Identify all lines in the data containing the string "styled". Copy them out.

**Dataset rows**
** start **

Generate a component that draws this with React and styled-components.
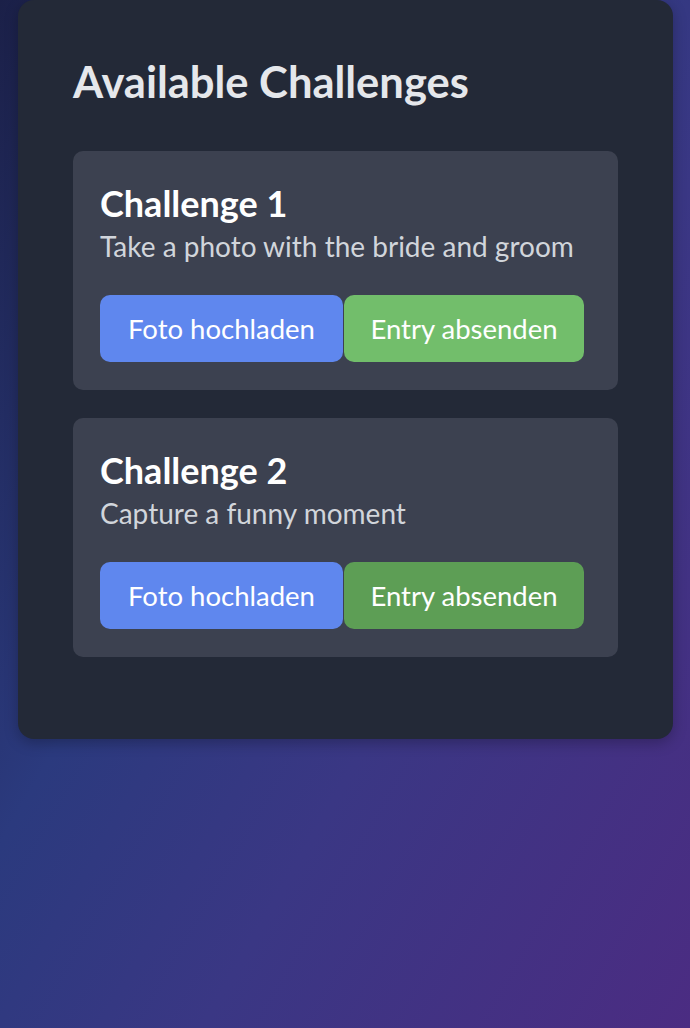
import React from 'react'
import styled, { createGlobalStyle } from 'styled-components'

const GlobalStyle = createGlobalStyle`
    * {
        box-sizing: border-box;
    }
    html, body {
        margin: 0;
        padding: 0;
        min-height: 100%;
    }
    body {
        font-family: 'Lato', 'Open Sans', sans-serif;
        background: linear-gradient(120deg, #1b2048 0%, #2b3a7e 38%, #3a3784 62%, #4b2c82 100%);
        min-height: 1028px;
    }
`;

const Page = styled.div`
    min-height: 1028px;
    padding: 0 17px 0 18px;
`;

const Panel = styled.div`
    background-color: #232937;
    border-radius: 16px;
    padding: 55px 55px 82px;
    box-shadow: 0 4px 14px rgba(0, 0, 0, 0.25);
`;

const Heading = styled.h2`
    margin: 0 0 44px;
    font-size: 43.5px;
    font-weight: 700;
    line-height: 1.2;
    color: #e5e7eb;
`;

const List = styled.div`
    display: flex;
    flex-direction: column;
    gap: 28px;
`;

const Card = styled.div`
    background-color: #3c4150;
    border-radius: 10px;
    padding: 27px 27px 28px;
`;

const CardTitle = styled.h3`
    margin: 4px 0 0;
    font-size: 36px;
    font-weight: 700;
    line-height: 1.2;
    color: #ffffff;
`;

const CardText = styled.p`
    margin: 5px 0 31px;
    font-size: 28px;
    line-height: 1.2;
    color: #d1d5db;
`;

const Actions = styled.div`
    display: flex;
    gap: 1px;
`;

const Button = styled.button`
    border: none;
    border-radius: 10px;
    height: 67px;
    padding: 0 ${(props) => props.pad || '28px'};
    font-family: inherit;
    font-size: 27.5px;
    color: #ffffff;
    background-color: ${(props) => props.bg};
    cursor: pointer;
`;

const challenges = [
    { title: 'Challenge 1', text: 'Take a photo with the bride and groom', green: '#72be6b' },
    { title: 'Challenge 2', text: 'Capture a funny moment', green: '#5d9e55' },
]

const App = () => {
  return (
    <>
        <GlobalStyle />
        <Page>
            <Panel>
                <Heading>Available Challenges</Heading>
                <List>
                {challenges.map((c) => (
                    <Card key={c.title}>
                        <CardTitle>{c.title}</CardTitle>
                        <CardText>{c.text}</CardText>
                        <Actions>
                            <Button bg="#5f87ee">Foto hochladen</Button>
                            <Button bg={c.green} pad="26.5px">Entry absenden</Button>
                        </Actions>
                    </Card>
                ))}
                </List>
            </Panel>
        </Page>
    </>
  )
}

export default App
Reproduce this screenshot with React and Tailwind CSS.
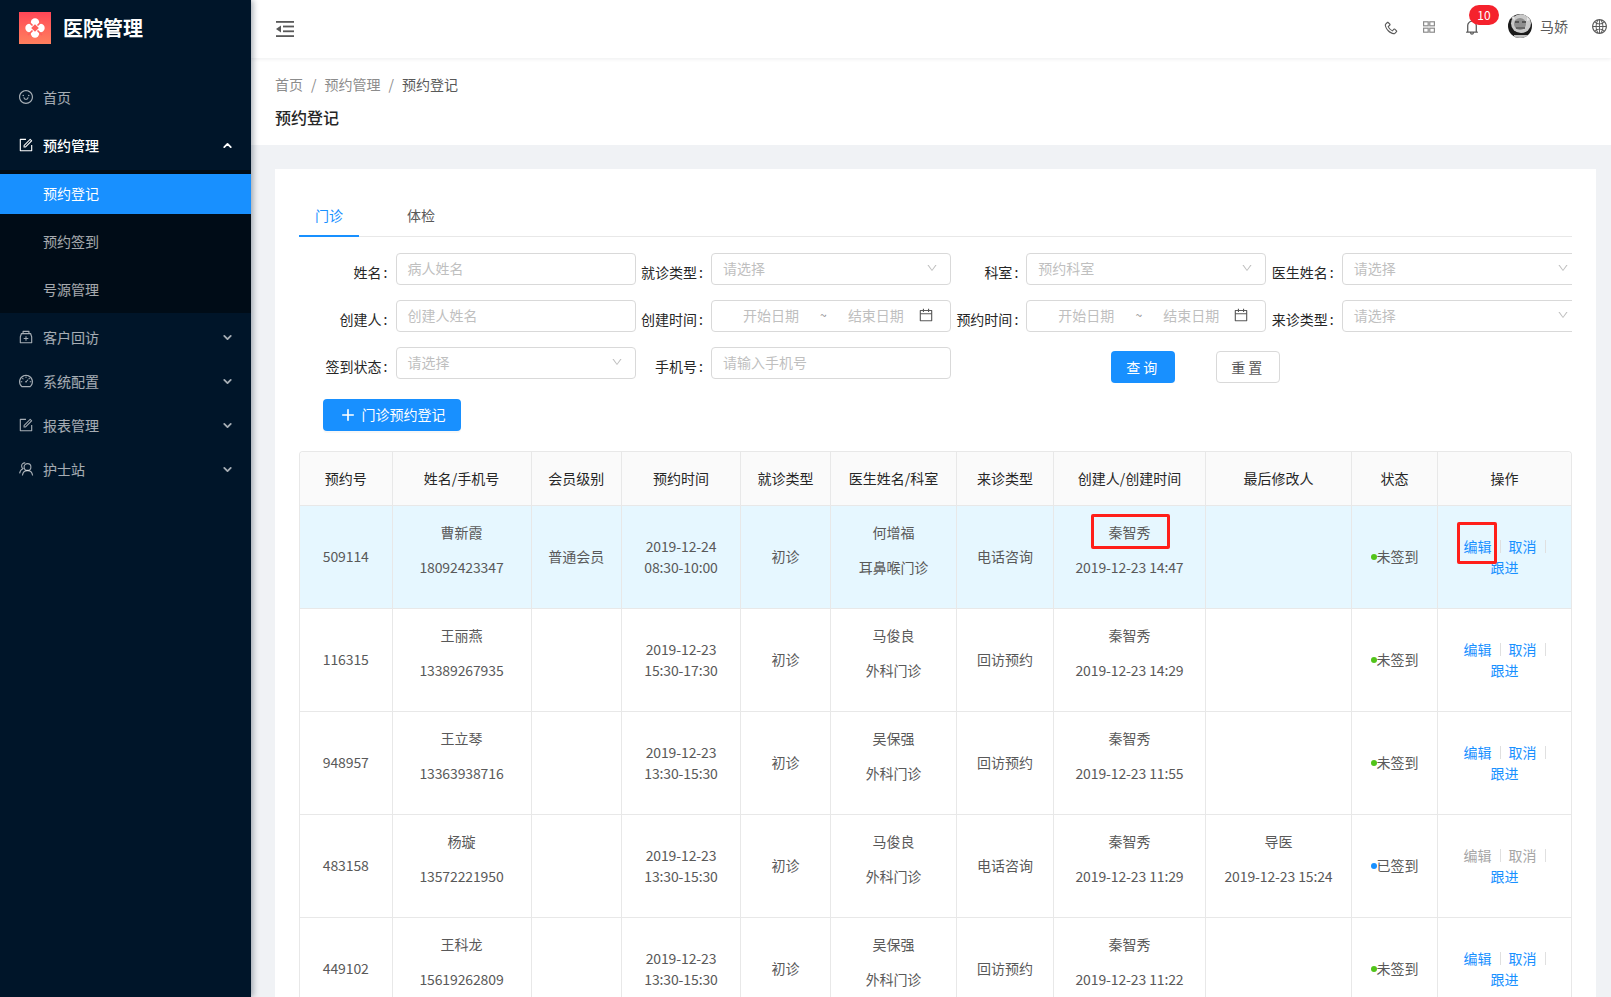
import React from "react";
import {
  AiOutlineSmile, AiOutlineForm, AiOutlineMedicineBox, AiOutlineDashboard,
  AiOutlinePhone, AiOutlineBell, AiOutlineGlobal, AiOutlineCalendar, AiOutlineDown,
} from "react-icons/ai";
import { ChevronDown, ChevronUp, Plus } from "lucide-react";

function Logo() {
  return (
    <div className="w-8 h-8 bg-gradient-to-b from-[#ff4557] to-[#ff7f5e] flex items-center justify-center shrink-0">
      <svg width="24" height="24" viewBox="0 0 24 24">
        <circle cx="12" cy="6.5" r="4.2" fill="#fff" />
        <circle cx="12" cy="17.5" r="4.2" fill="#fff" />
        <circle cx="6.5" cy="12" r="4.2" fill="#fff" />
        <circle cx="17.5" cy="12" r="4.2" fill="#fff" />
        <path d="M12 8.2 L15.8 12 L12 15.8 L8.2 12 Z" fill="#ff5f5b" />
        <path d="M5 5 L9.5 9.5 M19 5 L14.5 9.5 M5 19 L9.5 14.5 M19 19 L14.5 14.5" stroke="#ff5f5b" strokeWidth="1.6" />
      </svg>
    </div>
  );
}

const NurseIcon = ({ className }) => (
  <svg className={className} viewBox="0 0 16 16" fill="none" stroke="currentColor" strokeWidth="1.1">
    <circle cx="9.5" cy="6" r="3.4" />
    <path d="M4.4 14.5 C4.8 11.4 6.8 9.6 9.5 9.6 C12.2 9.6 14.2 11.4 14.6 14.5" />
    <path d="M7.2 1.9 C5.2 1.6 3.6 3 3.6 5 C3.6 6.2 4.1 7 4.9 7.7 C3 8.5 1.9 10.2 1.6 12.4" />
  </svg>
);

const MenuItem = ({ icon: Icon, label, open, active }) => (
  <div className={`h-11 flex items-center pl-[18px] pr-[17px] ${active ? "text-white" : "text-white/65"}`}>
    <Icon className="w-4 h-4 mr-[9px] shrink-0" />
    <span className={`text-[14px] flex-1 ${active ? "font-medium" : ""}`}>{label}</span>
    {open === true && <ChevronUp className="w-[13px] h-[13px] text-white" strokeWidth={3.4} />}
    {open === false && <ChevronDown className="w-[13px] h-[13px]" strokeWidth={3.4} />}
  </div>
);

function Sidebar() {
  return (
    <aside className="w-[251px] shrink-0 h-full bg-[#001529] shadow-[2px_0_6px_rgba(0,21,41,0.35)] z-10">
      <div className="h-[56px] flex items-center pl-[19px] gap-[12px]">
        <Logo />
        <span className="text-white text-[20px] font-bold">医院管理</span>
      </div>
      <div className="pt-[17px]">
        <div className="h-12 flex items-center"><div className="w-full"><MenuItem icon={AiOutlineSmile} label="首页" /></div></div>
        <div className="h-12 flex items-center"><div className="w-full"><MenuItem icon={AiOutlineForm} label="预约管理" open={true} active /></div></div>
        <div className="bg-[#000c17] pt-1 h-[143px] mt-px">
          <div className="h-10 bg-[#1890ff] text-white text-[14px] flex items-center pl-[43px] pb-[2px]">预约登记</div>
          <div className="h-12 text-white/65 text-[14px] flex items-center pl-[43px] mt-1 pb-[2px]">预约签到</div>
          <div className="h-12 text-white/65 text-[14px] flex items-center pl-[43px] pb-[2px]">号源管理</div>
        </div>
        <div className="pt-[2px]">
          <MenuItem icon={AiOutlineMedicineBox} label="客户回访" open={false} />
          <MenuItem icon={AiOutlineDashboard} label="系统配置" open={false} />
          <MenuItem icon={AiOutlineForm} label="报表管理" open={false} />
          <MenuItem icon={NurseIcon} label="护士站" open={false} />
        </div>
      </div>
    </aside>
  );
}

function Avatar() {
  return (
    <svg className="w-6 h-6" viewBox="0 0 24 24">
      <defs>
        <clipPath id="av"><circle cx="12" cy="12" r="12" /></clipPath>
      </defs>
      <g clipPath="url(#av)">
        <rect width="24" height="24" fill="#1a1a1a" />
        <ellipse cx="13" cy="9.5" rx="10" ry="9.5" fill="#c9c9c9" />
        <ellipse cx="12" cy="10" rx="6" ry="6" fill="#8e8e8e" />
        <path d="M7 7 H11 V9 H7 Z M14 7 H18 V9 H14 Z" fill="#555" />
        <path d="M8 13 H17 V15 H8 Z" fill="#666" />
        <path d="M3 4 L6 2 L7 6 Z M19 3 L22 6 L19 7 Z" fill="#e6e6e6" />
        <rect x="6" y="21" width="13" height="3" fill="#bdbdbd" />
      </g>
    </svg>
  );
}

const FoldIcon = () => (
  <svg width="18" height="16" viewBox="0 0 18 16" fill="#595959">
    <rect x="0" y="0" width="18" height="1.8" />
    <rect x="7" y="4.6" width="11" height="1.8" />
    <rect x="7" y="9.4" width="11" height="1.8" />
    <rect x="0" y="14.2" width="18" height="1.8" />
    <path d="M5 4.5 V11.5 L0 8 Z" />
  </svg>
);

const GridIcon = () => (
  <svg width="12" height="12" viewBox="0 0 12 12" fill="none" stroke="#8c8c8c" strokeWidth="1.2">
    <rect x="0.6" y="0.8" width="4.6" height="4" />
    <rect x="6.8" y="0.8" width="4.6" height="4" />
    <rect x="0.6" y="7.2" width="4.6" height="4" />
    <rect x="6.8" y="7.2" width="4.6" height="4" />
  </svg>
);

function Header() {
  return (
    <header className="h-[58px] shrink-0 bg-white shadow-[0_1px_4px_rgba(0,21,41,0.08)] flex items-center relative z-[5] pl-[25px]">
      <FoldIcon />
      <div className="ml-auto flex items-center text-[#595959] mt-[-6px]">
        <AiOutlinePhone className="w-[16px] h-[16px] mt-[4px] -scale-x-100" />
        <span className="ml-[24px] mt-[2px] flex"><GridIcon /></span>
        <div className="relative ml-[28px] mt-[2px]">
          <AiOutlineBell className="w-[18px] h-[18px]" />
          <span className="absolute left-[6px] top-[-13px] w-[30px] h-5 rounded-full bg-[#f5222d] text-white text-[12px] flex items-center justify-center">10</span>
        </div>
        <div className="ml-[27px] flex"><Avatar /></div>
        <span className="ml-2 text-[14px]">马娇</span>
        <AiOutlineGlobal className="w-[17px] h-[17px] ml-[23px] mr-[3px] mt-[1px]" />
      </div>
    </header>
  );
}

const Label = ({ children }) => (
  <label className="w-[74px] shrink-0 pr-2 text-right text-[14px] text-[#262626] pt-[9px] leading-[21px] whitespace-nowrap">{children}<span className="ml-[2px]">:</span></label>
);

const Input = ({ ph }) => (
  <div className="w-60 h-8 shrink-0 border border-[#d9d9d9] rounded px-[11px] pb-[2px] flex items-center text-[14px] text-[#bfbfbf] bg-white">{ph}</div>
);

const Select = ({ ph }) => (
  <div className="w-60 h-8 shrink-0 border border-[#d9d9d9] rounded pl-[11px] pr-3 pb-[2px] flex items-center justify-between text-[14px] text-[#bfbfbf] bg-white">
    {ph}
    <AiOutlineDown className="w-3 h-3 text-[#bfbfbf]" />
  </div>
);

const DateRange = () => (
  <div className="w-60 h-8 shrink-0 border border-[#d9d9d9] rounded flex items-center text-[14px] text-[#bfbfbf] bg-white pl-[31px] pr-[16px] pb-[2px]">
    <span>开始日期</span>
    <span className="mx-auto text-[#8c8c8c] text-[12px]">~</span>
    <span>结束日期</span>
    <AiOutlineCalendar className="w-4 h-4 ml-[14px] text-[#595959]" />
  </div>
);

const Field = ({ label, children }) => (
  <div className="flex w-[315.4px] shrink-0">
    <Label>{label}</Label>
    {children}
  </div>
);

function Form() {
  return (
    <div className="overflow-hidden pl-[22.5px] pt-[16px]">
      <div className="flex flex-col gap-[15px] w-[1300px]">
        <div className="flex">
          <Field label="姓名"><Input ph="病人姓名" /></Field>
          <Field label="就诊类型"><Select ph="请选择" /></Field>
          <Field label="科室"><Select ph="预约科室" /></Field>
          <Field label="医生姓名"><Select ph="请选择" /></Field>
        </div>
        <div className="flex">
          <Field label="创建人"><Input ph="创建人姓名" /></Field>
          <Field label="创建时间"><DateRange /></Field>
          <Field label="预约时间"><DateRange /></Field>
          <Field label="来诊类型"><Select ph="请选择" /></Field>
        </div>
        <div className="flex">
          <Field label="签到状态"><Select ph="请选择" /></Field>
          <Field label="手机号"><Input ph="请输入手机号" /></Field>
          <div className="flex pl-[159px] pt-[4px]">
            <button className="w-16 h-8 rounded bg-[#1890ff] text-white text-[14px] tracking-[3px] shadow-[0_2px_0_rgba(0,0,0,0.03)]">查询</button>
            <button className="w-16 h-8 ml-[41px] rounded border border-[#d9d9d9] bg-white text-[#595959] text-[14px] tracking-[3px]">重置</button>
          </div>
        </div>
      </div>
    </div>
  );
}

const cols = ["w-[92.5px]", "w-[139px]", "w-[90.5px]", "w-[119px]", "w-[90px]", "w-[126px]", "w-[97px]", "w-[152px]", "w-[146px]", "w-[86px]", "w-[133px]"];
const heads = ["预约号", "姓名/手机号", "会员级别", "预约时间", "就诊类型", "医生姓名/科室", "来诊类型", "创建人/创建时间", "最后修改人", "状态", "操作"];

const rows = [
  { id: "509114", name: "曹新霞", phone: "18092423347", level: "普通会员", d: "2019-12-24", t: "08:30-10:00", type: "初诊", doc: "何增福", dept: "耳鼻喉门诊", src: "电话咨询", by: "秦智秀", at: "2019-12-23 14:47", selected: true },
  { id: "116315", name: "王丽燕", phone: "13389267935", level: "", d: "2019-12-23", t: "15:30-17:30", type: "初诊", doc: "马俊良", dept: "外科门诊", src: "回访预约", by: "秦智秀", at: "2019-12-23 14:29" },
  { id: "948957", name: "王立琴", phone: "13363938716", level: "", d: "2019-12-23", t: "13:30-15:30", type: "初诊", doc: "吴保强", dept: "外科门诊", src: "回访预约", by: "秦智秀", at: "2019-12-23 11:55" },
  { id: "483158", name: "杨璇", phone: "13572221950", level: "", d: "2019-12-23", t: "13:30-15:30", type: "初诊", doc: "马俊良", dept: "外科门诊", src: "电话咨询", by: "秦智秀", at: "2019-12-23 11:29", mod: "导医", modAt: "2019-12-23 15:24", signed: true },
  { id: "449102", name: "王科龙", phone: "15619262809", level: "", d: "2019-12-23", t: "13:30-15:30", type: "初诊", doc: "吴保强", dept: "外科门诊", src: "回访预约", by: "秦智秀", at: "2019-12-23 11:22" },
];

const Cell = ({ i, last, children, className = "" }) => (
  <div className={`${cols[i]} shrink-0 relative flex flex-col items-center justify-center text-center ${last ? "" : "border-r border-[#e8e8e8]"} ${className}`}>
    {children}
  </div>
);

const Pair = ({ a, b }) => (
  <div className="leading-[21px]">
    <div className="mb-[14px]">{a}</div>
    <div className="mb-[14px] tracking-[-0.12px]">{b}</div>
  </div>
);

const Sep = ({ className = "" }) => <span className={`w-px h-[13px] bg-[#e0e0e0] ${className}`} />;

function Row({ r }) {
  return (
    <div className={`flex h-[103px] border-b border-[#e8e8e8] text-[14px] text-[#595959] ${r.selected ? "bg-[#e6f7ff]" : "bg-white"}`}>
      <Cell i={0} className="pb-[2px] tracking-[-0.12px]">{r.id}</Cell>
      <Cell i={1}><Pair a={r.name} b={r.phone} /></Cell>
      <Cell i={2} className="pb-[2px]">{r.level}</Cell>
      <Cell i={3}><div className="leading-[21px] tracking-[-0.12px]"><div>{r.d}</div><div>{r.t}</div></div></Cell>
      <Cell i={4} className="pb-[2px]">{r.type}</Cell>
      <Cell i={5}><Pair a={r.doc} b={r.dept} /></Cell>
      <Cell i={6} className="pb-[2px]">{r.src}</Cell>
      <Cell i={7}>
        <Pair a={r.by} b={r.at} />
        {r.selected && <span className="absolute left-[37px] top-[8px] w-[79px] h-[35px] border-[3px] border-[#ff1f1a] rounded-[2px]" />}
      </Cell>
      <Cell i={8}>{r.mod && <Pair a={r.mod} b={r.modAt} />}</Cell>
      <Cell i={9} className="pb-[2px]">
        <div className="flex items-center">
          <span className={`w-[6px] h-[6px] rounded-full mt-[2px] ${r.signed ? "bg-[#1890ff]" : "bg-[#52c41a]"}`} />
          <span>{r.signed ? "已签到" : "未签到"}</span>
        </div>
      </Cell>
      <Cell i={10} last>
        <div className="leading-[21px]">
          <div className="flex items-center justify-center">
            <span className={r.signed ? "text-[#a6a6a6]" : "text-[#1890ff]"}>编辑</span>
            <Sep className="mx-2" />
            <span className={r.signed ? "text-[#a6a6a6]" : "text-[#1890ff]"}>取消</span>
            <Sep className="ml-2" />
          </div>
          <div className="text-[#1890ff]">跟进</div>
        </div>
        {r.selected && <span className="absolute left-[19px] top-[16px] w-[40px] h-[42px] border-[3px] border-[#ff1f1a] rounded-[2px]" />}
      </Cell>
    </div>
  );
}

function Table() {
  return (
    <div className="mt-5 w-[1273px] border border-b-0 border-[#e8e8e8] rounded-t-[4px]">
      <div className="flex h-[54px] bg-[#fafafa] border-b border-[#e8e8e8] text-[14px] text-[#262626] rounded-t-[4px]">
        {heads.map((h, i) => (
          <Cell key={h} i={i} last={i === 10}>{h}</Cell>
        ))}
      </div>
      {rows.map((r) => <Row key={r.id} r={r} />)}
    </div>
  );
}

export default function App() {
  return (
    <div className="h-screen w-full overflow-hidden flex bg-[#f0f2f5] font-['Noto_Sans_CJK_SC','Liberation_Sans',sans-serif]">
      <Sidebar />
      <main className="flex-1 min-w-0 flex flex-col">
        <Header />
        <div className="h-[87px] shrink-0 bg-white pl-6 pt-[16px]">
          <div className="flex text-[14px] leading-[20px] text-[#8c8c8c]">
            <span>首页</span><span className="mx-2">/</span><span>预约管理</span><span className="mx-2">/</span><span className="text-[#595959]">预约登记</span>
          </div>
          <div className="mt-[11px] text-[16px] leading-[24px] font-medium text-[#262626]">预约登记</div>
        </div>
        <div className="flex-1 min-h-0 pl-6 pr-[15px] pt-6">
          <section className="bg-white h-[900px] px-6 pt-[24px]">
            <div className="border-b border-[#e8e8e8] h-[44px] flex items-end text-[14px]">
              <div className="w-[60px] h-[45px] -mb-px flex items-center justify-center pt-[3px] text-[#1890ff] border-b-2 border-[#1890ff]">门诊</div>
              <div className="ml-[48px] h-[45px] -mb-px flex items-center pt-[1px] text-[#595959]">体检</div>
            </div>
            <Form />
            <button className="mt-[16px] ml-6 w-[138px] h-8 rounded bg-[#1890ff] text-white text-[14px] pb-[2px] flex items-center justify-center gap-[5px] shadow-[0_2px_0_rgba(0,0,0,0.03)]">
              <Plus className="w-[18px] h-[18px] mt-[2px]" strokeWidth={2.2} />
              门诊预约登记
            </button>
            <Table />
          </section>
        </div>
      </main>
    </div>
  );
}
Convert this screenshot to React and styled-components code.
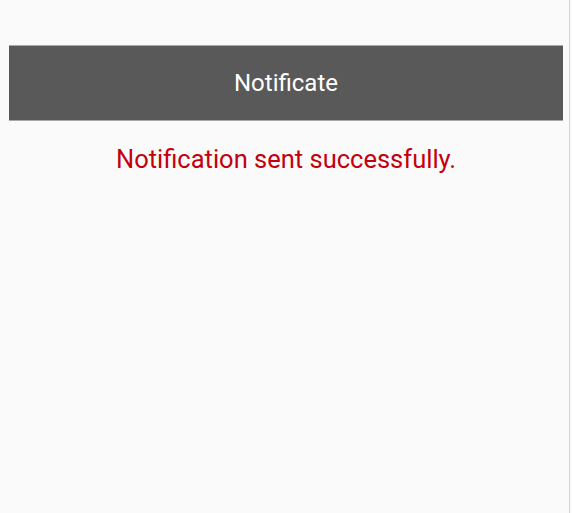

** end **

**Written solution**
Generate a component that draws this with React and styled-components.
import styled, { createGlobalStyle } from 'styled-components'
const Page = styled.div`
const Panel = styled.div`
const Heading = styled.h2`
const List = styled.div`
const Card = styled.div`
const CardTitle = styled.h3`
const CardText = styled.p`
const Actions = styled.div`
const Button = styled.button`
Convert this screenshot to React and styled-components code.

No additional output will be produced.